## Begin Available records

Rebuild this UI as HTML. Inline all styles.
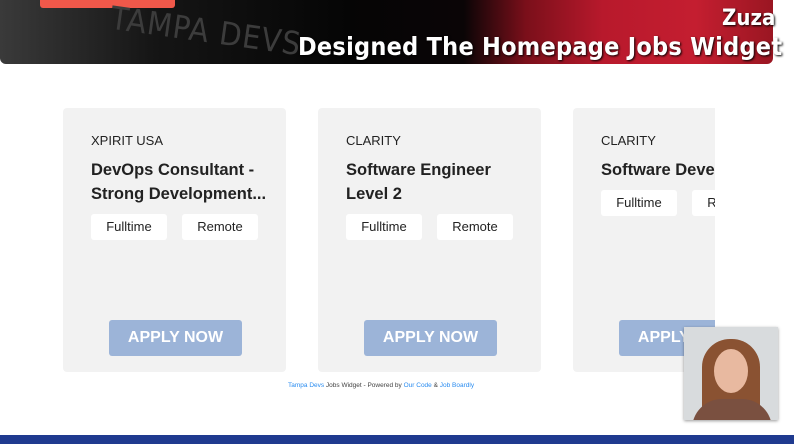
<!DOCTYPE html>
<html><head><meta charset="utf-8"><style>
*{margin:0;padding:0;box-sizing:border-box}
body{width:794px;height:444px;overflow:hidden;background:#fff;font-family:"Liberation Sans",Arial,sans-serif;position:relative}
.banner{position:absolute;left:0;top:0;width:773px;height:64px;border-radius:0 0 6px 6px;overflow:hidden;
background:linear-gradient(90deg,#3a3a3a 0%,#151515 20%,#050505 45%,#0a0506 60%,#7a0f1a 68%,#b8192c 78%,#c41e30 90%,#9a1622 100%)}
.redbtn{position:absolute;left:40px;top:-4px;width:135px;height:12px;background:#f0584a;border-radius:3px}
.tdevs{position:absolute;left:110px;top:12px;color:#3c3c3c;font-size:32px;letter-spacing:1px;transform:rotate(8deg);font-family:"DejaVu Sans Condensed","Liberation Sans",sans-serif}
.h{position:absolute;color:#fff;font-weight:bold;font-family:"DejaVu Sans Condensed","Liberation Sans",sans-serif;text-shadow:1px 1px 2px #000;white-space:nowrap}
.card{position:absolute;top:108px;width:223px;height:264px;background:#f2f2f2;border-radius:4px}
.co{position:absolute;left:28px;top:25px;font-size:13px;color:#222}
.ti{position:absolute;left:28px;top:50px;font-size:16.5px;font-weight:bold;color:#222;line-height:24px;width:190px}
.tag{position:absolute;top:106px;width:76px;height:26px;background:#fff;border-radius:3px;font-size:13px;color:#222;text-align:center;line-height:26px}
.ap{position:absolute;left:46px;top:212px;width:133px;height:36px;background:#9cb4d8;border-radius:3px;color:#fff;font-weight:bold;font-size:16px;text-align:center;line-height:36px}
.foot{position:absolute;left:288px;top:382px;font-size:6.5px;color:#444}
.foot b{color:#2a8cf0;font-weight:normal}
.bar{position:absolute;left:0;top:435px;width:794px;height:9px;background:#1f3a8f}
.photo{position:absolute;left:684px;top:327px;width:94px;height:93px;background:#d8dbdd;box-shadow:0 1px 3px rgba(0,0,0,.4);overflow:hidden}
</style></head><body>
<div class="banner">
<div class="redbtn"></div>
<div class="tdevs">TAMPA DEVS</div>
</div>
<div class="h" style="top:6px;font-size:22px;left:722px">Zuza</div>
<div class="h" style="top:32px;font-size:25px;left:298px;letter-spacing:0.25px">Designed The Homepage Jobs Widget</div>
<div style="position:absolute;left:715px;top:100px;width:79px;height:280px;background:#fff"></div>
<div class="card" style="left:63px"><div class="co">XPIRIT USA</div><div class="ti">DevOps Consultant - Strong Development...</div><div class="tag" style="left:28px">Fulltime</div><div class="tag" style="left:119px">Remote</div><div class="ap">APPLY NOW</div></div>
<div class="card" style="left:318px"><div class="co">CLARITY</div><div class="ti">Software Engineer Level 2</div><div class="tag" style="left:28px">Fulltime</div><div class="tag" style="left:119px">Remote</div><div class="ap">APPLY NOW</div></div>
<div style="position:absolute;left:573px;top:108px;width:142px;height:264px;overflow:hidden">
<div class="card" style="left:0;top:0"><div class="co">CLARITY</div><div class="ti" style="width:300px">Software Developer</div><div class="tag" style="left:28px;top:82px">Fulltime</div><div class="tag" style="left:119px;top:82px">Remote</div><div class="ap">APPLY NOW</div></div></div>
<div class="foot"><b>Tampa Devs</b> Jobs Widget - Powered by <b>Our Code</b> &amp; <b>Job Boardly</b></div>
<div class="photo">
<div style="position:absolute;left:18px;top:12px;width:58px;height:90px;border-radius:28px 28px 6px 6px;background:#8a5232"></div>
<div style="position:absolute;left:8px;top:72px;width:80px;height:40px;border-radius:30px 30px 0 0;background:#7a5040"></div>
<div style="position:absolute;left:30px;top:22px;width:34px;height:44px;border-radius:50%;background:#e8b9a0"></div>
</div>
<div class="bar"></div>
</body></html>
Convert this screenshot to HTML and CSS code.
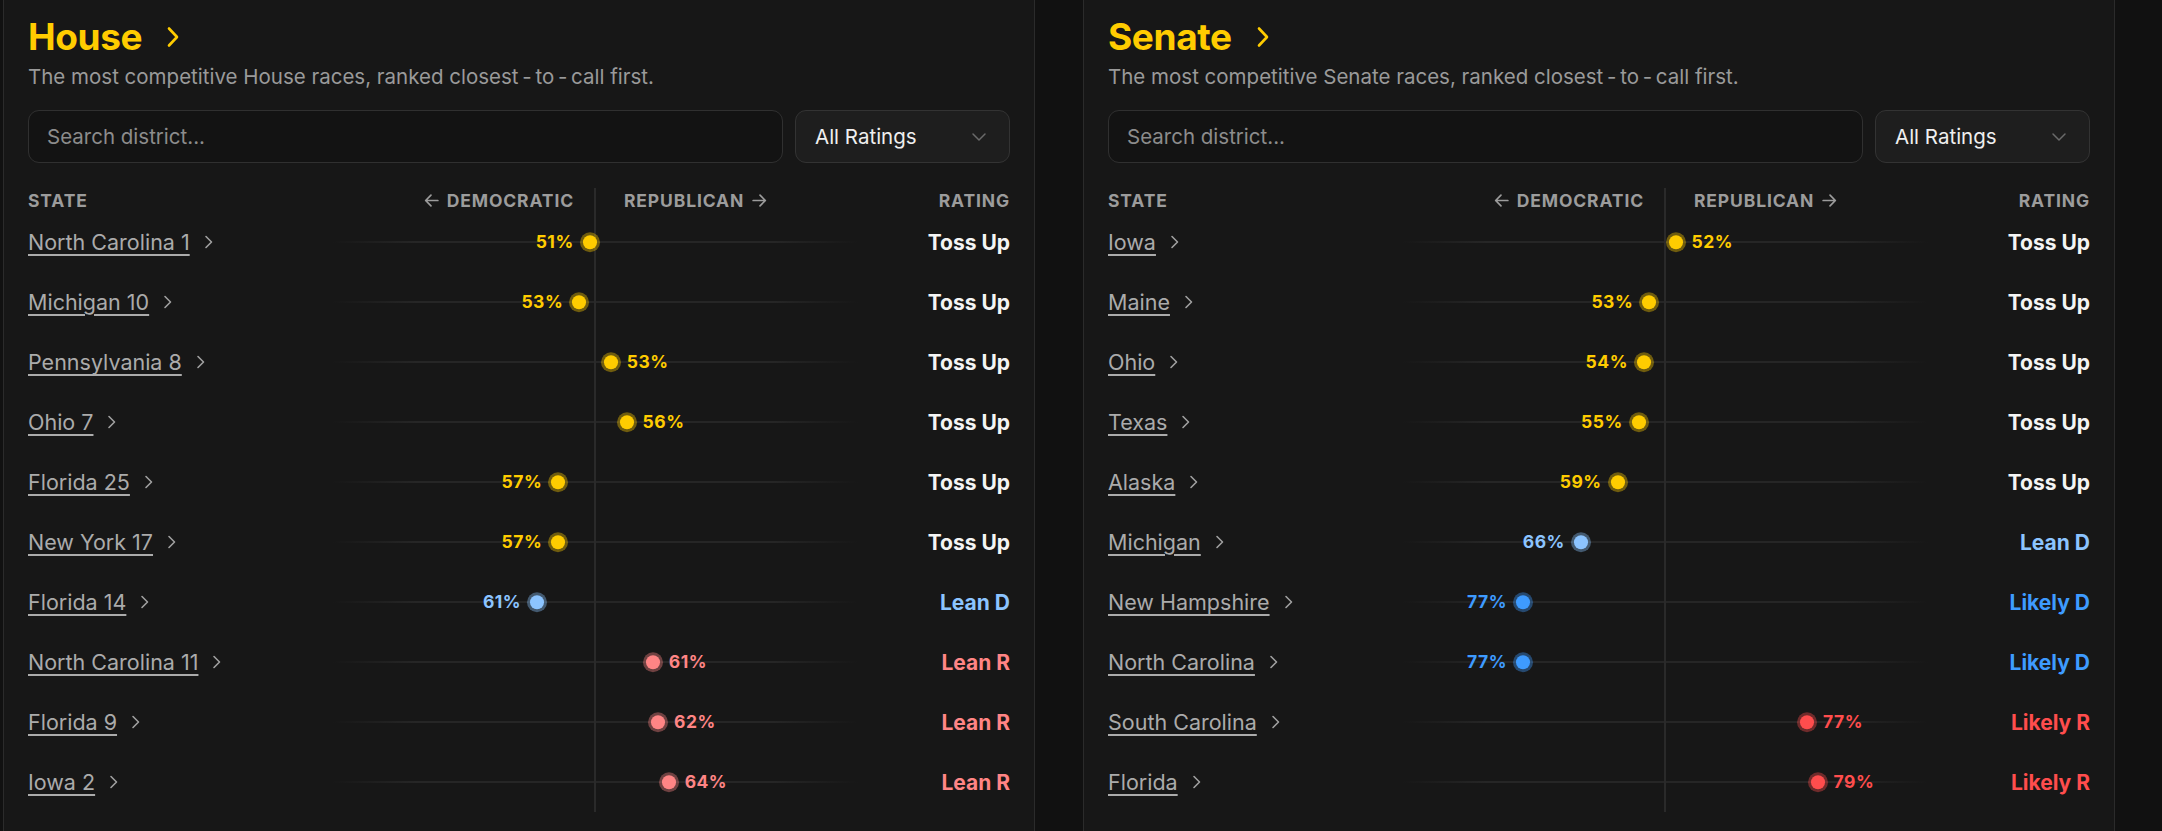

## End Available records

* To do
From the records above, pull out each line that has "this".

* Answer in full
Rebuild this UI as HTML. Inline all styles.
Convert this screenshot to HTML and CSS code.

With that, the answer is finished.